## [Exercise requirements]
The lines to extract run from the first line of the material below to the line containing "let navigation = $state('on');", both included; leave the pictures behind.
▬▬▬
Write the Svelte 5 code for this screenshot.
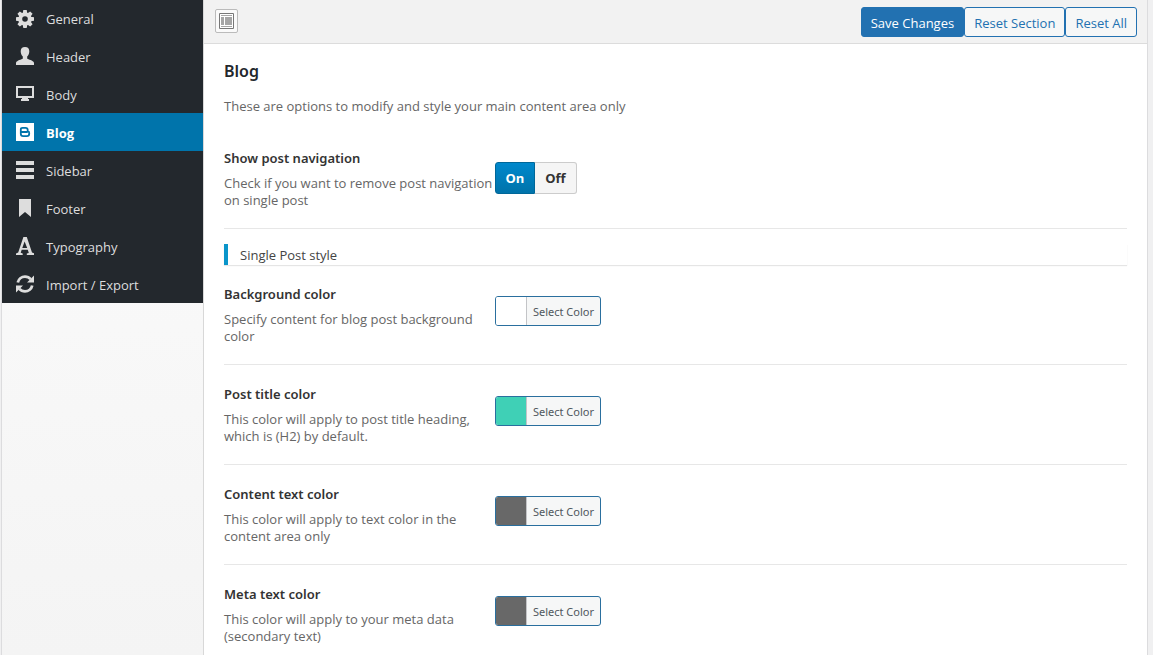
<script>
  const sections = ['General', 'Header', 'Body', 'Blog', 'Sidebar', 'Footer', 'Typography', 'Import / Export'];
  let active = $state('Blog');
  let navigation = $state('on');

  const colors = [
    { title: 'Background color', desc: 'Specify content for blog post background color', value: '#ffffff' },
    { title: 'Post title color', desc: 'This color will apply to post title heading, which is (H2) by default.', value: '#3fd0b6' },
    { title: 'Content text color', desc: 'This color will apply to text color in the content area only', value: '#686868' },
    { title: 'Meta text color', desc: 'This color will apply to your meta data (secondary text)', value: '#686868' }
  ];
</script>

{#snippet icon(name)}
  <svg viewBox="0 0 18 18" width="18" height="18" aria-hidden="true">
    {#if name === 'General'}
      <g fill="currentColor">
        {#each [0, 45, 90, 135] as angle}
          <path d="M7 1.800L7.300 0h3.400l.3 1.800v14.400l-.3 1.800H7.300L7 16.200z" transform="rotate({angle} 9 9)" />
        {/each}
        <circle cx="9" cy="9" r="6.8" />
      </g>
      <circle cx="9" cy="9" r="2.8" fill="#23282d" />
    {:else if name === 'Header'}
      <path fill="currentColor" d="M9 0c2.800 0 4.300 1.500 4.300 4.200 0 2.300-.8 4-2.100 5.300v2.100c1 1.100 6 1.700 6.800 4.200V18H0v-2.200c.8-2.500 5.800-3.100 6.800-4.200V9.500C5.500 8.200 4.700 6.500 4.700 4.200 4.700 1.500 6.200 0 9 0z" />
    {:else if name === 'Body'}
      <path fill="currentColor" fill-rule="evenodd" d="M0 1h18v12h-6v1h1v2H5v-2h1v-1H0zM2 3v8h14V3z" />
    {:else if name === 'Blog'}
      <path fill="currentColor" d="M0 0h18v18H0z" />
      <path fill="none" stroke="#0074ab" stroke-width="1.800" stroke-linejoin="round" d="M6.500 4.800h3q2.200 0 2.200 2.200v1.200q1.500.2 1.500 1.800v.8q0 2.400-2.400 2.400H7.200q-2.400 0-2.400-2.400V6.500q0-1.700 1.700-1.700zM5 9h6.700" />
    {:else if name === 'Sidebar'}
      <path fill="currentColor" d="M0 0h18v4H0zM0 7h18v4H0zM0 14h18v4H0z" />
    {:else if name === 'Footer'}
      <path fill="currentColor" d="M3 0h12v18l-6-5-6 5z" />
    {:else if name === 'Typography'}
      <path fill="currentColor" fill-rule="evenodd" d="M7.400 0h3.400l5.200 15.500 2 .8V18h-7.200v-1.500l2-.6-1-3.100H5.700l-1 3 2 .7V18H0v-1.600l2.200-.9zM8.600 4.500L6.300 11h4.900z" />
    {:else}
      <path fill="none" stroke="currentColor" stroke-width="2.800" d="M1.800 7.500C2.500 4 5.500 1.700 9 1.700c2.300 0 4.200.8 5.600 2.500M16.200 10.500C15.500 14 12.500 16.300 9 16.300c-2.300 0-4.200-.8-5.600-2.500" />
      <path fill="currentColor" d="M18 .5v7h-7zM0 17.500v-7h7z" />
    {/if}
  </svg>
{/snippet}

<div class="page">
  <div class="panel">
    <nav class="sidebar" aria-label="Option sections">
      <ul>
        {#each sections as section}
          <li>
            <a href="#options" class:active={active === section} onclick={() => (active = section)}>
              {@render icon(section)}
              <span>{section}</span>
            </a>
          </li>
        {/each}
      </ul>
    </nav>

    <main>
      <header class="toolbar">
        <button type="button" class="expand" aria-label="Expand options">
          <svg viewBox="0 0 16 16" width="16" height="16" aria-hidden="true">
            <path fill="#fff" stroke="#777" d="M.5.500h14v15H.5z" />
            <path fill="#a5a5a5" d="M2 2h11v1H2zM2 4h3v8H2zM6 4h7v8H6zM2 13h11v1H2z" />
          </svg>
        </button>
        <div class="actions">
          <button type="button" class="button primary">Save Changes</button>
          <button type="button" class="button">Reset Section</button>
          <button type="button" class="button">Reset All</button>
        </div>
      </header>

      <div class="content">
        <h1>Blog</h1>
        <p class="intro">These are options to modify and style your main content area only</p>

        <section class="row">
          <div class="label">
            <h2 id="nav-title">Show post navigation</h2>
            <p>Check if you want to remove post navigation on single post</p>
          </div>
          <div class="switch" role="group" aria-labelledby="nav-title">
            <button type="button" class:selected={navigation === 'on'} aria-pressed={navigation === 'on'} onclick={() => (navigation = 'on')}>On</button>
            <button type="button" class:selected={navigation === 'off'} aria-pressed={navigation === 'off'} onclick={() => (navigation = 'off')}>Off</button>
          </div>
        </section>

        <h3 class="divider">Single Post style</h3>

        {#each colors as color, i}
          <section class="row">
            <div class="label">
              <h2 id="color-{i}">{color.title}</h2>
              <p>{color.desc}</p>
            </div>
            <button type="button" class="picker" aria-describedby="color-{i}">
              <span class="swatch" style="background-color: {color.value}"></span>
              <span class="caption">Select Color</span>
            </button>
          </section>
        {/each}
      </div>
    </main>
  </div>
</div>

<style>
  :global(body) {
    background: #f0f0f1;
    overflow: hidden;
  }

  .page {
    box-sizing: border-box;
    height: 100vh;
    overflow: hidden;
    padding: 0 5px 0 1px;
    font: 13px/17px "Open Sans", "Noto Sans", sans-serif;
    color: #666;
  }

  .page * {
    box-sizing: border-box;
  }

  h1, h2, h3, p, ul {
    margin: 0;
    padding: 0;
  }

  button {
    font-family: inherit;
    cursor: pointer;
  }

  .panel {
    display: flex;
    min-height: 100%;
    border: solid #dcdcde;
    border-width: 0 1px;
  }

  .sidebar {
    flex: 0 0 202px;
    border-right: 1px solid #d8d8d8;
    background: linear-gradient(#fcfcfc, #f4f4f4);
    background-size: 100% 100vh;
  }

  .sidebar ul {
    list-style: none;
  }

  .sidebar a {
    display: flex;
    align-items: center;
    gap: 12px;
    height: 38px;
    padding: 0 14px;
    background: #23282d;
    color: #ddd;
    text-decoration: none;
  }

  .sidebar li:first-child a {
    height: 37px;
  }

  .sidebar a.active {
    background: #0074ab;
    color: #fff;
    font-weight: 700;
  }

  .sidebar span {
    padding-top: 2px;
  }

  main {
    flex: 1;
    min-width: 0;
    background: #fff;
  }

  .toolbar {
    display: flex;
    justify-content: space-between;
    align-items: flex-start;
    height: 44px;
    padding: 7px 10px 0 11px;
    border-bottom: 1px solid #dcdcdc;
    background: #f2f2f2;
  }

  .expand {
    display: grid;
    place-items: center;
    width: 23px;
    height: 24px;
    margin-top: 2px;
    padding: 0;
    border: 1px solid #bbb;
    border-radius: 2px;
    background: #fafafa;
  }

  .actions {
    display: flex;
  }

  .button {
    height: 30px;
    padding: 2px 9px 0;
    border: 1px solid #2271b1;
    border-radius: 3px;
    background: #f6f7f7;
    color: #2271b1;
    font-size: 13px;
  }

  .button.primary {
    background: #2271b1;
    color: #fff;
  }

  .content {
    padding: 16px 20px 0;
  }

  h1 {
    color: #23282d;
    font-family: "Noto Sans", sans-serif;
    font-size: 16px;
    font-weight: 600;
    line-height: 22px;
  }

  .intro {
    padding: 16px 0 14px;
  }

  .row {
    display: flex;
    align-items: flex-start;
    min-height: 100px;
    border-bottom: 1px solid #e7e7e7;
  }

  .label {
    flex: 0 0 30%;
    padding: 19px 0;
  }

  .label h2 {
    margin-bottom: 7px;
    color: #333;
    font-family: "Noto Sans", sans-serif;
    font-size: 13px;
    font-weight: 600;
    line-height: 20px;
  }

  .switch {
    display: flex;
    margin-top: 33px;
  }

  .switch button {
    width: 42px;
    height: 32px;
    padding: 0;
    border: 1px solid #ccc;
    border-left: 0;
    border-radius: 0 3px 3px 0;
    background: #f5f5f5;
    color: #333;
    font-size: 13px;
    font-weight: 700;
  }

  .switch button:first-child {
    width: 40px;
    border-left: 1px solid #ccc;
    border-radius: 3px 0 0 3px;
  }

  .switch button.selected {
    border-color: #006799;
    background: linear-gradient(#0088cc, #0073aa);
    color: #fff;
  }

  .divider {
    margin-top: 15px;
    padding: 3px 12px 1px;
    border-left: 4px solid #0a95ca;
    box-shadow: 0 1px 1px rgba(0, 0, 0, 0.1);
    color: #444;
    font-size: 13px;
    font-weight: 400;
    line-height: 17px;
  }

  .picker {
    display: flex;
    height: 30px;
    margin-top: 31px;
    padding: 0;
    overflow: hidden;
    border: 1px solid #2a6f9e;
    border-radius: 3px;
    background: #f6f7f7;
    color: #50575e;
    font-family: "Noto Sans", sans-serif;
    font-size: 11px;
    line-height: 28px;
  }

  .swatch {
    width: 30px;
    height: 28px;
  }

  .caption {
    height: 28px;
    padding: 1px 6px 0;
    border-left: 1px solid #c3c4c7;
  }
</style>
▬▬▬
## [Task answer]
Write the Svelte 5 code for this screenshot.
<script>
  const sections = ['General', 'Header', 'Body', 'Blog', 'Sidebar', 'Footer', 'Typography', 'Import / Export'];
  let active = $state('Blog');
  let navigation = $state('on');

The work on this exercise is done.